On July 13, Len Cariou will bring his solo show “Broadway & the Bard” to Long Wharf Theatre in New Haven, ending a summer tour that has taken him across the United States and through Canada. Mr. Cariou is a thrice Tony nominated Broadway legend, whose long career spans musicals (“Applause”), plays (Neil Simon’s “The Dinner Party”), film (“Spotlight”), TV (Henry Reagan on “Blue Bloods”) and many regional Shakespeare credits. He is perhaps most known for his association with Stephen Sondheim, having originated the roles of Sweeney Todd and Frederick in “A Little Night Music.”

When we spoke on the phone, Mr. Cariou was tight-lipped about “Broadway & the Bard,” a show he originated Off-Broadway in 2016 and has been touring ever since in between breaks of filming “Blue Bloods.” But he calls the concert a “musical memoir” and a chance to review his storied career. It’s clear that at 79, he has many stories to tell and many more songs to sing.

Here are excerpts from our conversation, edited for length and clarity. For more information on “Broadway & the Bard,” visit Mr. Cariou’s website or Long Wharf Theatre.

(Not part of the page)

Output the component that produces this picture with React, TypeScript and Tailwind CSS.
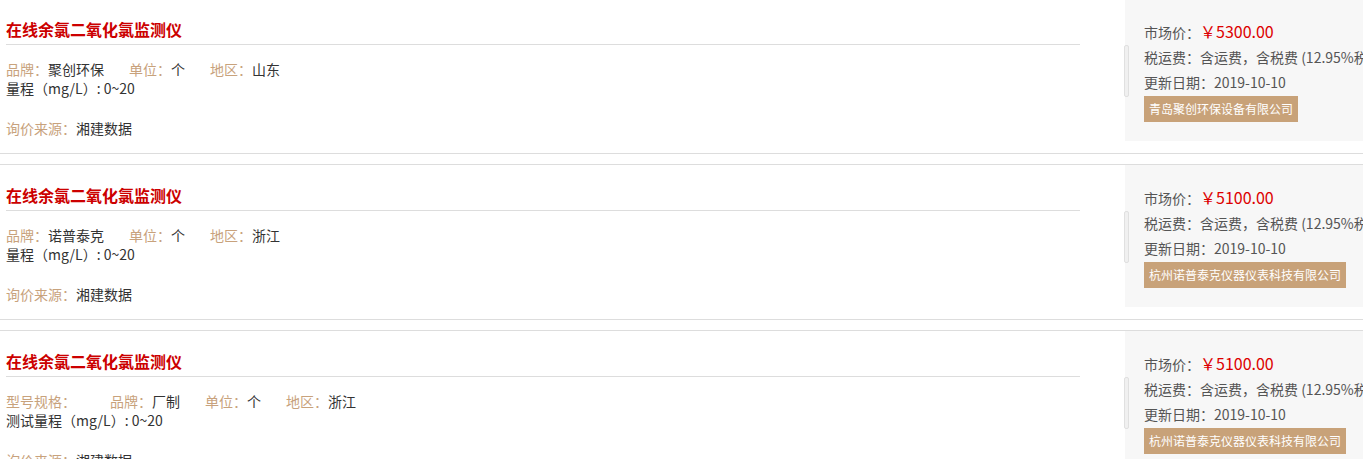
const items = [
  {
    title: '在线余氯二氧化氯监测仪',
    specs: [
      { label: '品牌：', value: '聚创环保' },
      { label: '单位：', value: '个' },
      { label: '地区：', value: '山东' },
    ],
    range: '量程（mg/L）: 0~20',
    price: '5300.00',
    date: '2019-10-10',
    company: '青岛聚创环保设备有限公司',
  },
  {
    title: '在线余氯二氧化氯监测仪',
    specs: [
      { label: '品牌：', value: '诺普泰克' },
      { label: '单位：', value: '个' },
      { label: '地区：', value: '浙江' },
    ],
    range: '量程（mg/L）: 0~20',
    price: '5100.00',
    date: '2019-10-10',
    company: '杭州诺普泰克仪器仪表科技有限公司',
  },
  {
    title: '在线余氯二氧化氯监测仪',
    specs: [
      { label: '型号规格：', value: '' },
      { label: '品牌：', value: '厂制' },
      { label: '单位：', value: '个' },
      { label: '地区：', value: '浙江' },
    ],
    range: '测试量程（mg/L）: 0~20',
    price: '5100.00',
    date: '2019-10-10',
    company: '杭州诺普泰克仪器仪表科技有限公司',
  },
];

function PriceRow({ item }: { item: (typeof items)[number] }) {
  return (
    <li className="mb-[10px] flex h-[156px] border-y border-[#dddddd]">
      {/* left: product info */}
      <div className="ml-[6px] w-[1074px] shrink-0">
        <h3 className="border-b border-[#dddddd] pt-[18px] pb-[3px] text-[16px] font-bold leading-[24px] text-[#cc0000]">
          {item.title}
        </h3>
        <p className="mt-[15px] whitespace-nowrap text-[14px] leading-[19px]">
          {item.specs.map((s) => (
            <span key={s.label} className="mr-[25px]">
              <span className="text-[#c8a27c]">{s.label}</span>
              {s.value ? (
                <span className="text-[#333333]">{s.value}</span>
              ) : (
                <span className="inline-block w-[9px]" />
              )}
            </span>
          ))}
        </p>
        <p className="text-[14px] leading-[19px] text-[#333333]">{item.range}</p>
        <p className="mt-[21px] text-[14px] leading-[19px]">
          <span className="text-[#c8a27c]">询价来源：</span>
          <span className="text-[#333333]">湘建数据</span>
        </p>
      </div>

      {/* right: price panel */}
      <div className="ml-[45px] flex h-[142px] w-[300px] shrink-0 bg-[#f7f7f7]">
        <div className="mt-[46px] -ml-px h-[52px] w-[5px] rounded-[2px] border border-[#e0e0e0] bg-[#f0f0f0]" />
        <div className="ml-[15px] pt-[20px] text-[14px] leading-[25px] text-[#555555] whitespace-nowrap">
          <p>
            市场价：<span className="text-[16px] text-[#dd0000]">￥{item.price}</span>
          </p>
          <p>税运费：含运费，含税费 (12.95%税率)</p>
          <p>更新日期：{item.date}</p>
          <span className="mt-px inline-block bg-[#c8a279] px-[5px] text-[12px] leading-[26px] text-white">
            {item.company}
          </span>
        </div>
      </div>
    </li>
  );
}

export default function App() {
  return (
    <div
      className="min-h-[459px] overflow-hidden bg-white"
      style={{ fontFamily: '"Noto Sans CJK SC", "Microsoft YaHei", sans-serif' }}
    >
      <ul className="-mt-[2px] w-[1430px]">
        {items.map((item, i) => (
          <PriceRow key={i} item={item} />
        ))}
      </ul>
    </div>
  );
}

NG: Tell me about “Broadway & the Bard?”

LC: It's Broadway show tunes and soliloquies. The music is chosen to either support the soliloquies or comment on them. We do it as one act, it's a straight 70-minute show. It's a lot of fun. I think people have been loving it. The reaction is really wonderful. There's a lot of surprises. We don't have a program because I didn't want anybody to know what I’m going to do and it works like a treat.

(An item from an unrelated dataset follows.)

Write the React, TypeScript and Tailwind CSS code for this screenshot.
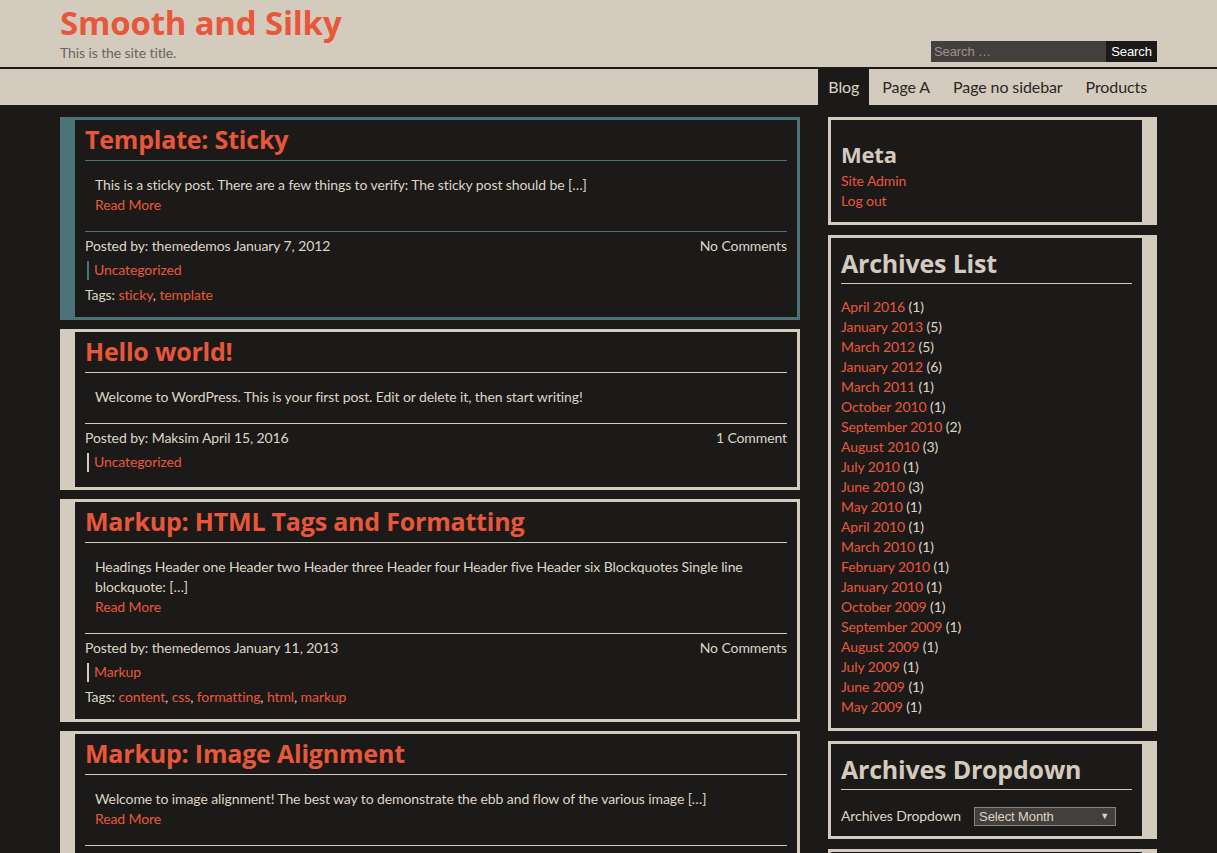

NG: What is the genesis of this show?

LC: Believe it or not, I first had the idea about fifty years ago. I was in Chicago at the Goodman Theatre School playing Iago with James Earl Jones as Othello. A friend’s uncle ran a bar and I used to go there after performances. The man who played piano there was great and he had his signature sign off. It was Dave Brubeck's “Take Five.” I'd been there for almost a month until I finally got up the guts and said to him, “OK you play ‘Take Five’ and I'll do a soliloquy from Iago like you're accompanying me.” He said, [skeptically] “Yeah, man.” I don’t think he knew what the hell I was talking about. Anyway, we did it and the reaction was explosive. People really loved that idea. It just took me 46 years to bring it to fruition.

NG: How was the show put together? Was it challenging to pick songs out of such a long catalog of music you’ve performed in your career?

LC: I knew which soliloquies I wanted to do. The challenge came because I didn't really have the musical comedy knowledge. I went to Barry Kleinbort, who directs the show and co-created it with me and [pianist] Mark Janas, and said, “this is what I want to do but I need I need help with the music.” Barry is like an encyclopedia of Broadway, so we created this evening together and he was a big help with picking music. I wrote the book, if you will, and it's kind of like a musical memoir of my career if you will.

NG: What made you want to develop a show based around Shakespeare?

LC: All Shakespeare is music, really. It's all in rhyme or iambic pentameter, some in blank verse. That's kind of why I wanted to do it. Also, I've been on the television show “Blue Bloods” for the last ten years and people think that’s all I do. I had a whole other career, first as a classical actor then as a musical comedy star and later in film. I just wanted to remind and educate people that Pop Reagan doesn’t just do Pop Reagan.